Brown University (R.I.) “invites applications for an Associate Professor or Professor specializing in Poetry, position to begin 1 July 2011. Candidates should have a strong national and international reputation as a poet, a substantial publication record, and extensive teaching experience; additional expertise in other areas such as translation or poetics. An ideal candidate will also have leadership potential and be interested in helping to develop and administer the future of the Literary Arts Program.”
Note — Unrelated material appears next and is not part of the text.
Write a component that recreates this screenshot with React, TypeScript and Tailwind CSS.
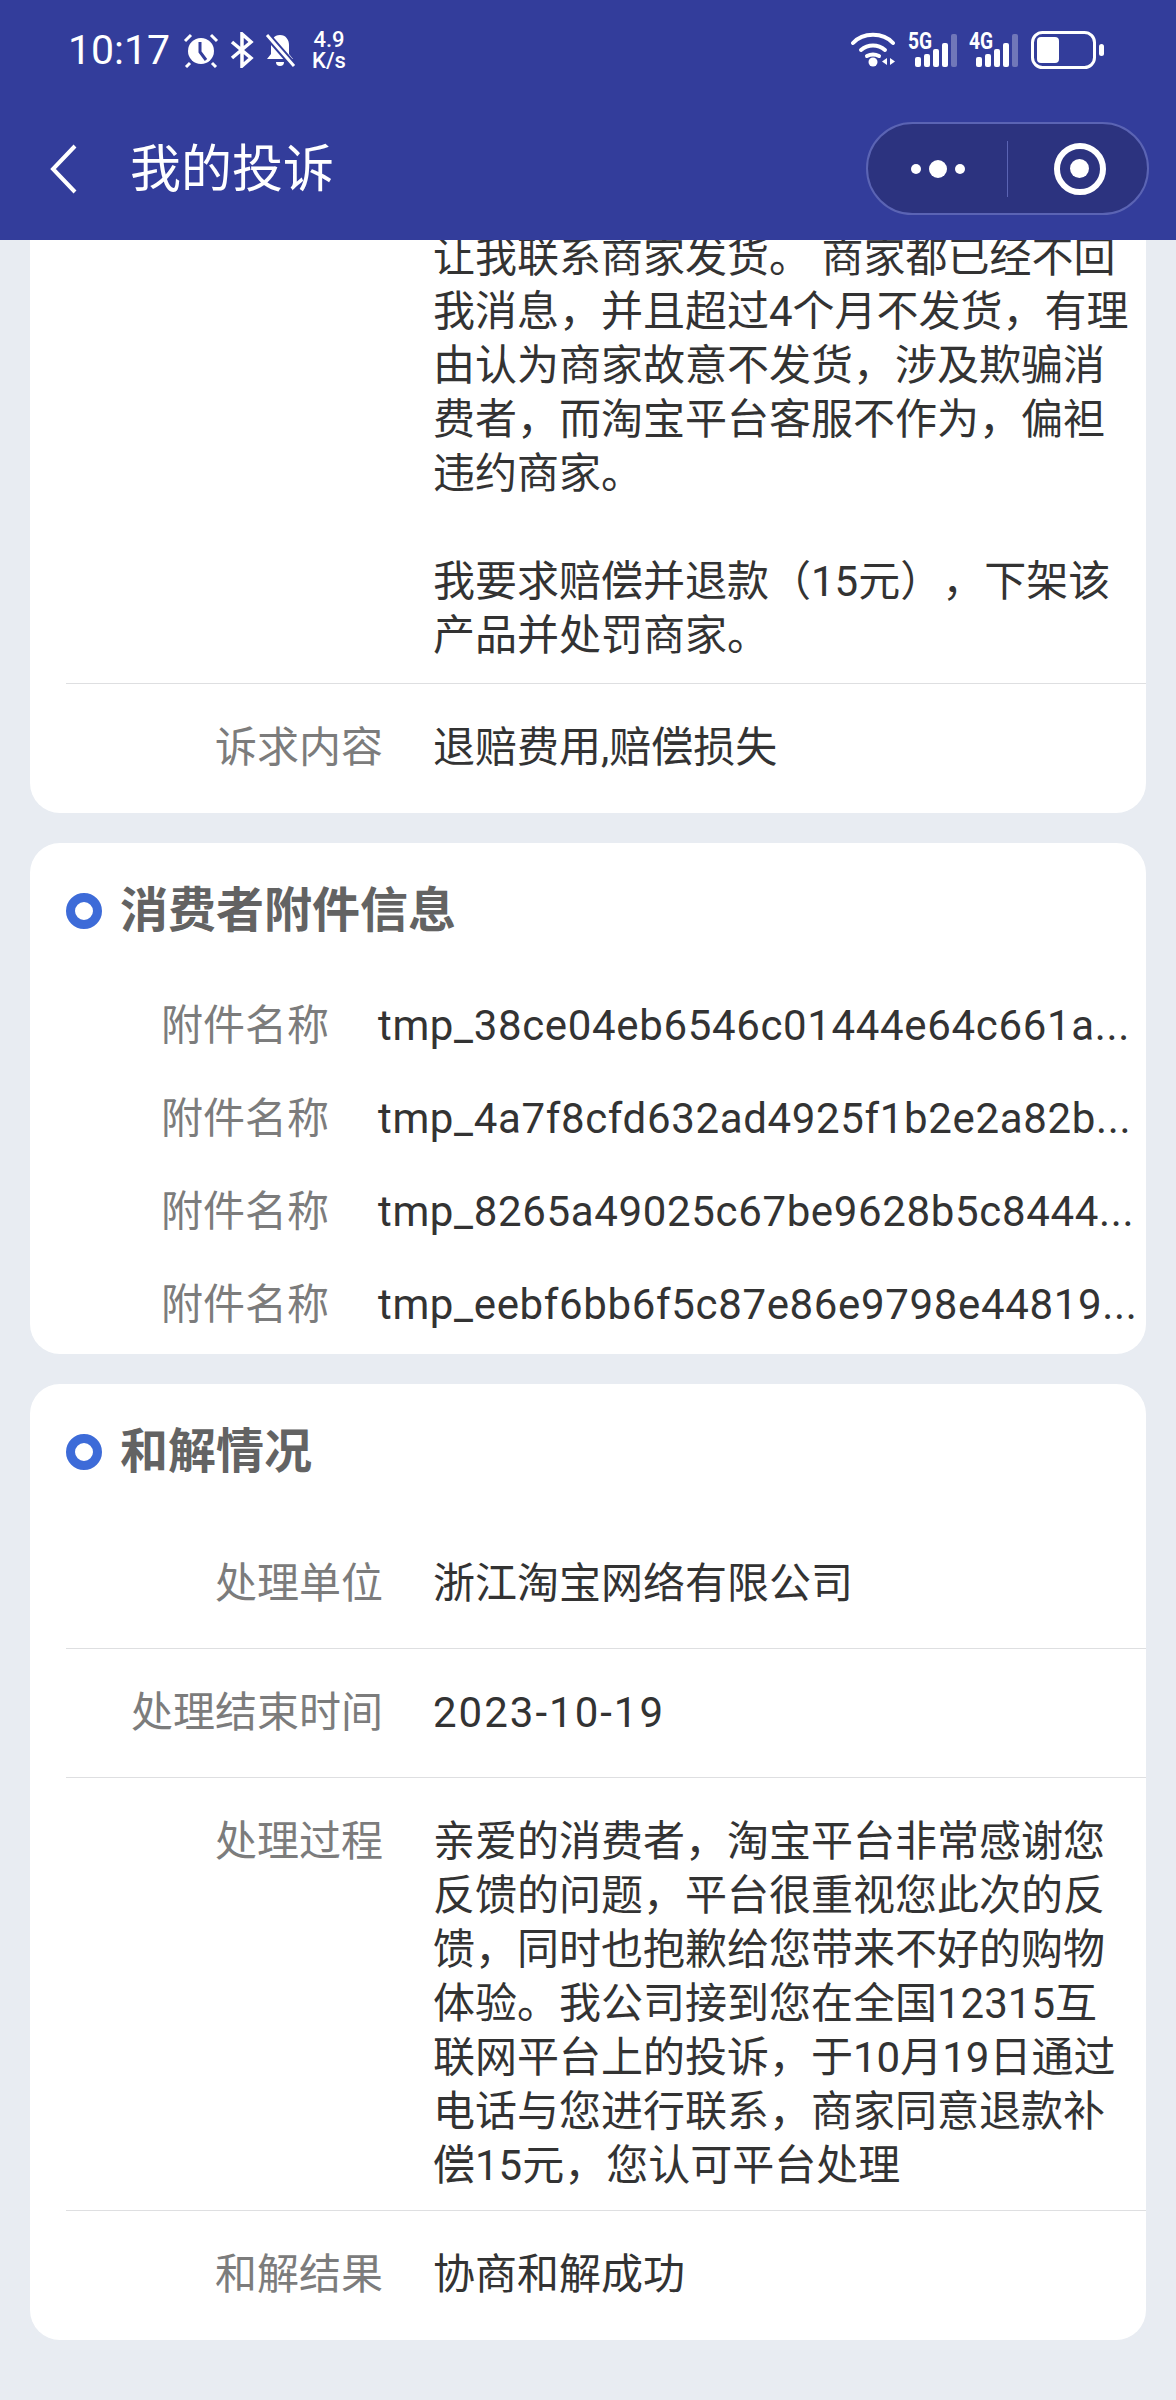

California State University, Monterey Bay “seeks an Assistant Professor whose specialty is in both Fiction and Creative Nonfiction Writing to teach undergraduate courses in its Creative Writing and Social Action concentration (CWSA). We seek a candidate who is uniquely qualified and committed to educating working-class, ethnically diverse, and historically under-served students through innovation in interdisciplinary teaching and learning, scholarship, community service, and collaborative and imaginative program development. The concentration in CWSA is offered as part of the New Humanities for Social Justice (NHSJ) curriculum, along with Chicana/o Latina/o studies, Africana studies, cultural history, oral history, and new media studies.”


Harvard University Press (Mass.) seeks a Publicity Assistant, Princeton University (N.J.) is looking for a Public Relations Specialist, and Montgomery College (Md.) wants to hire a Speech Writer.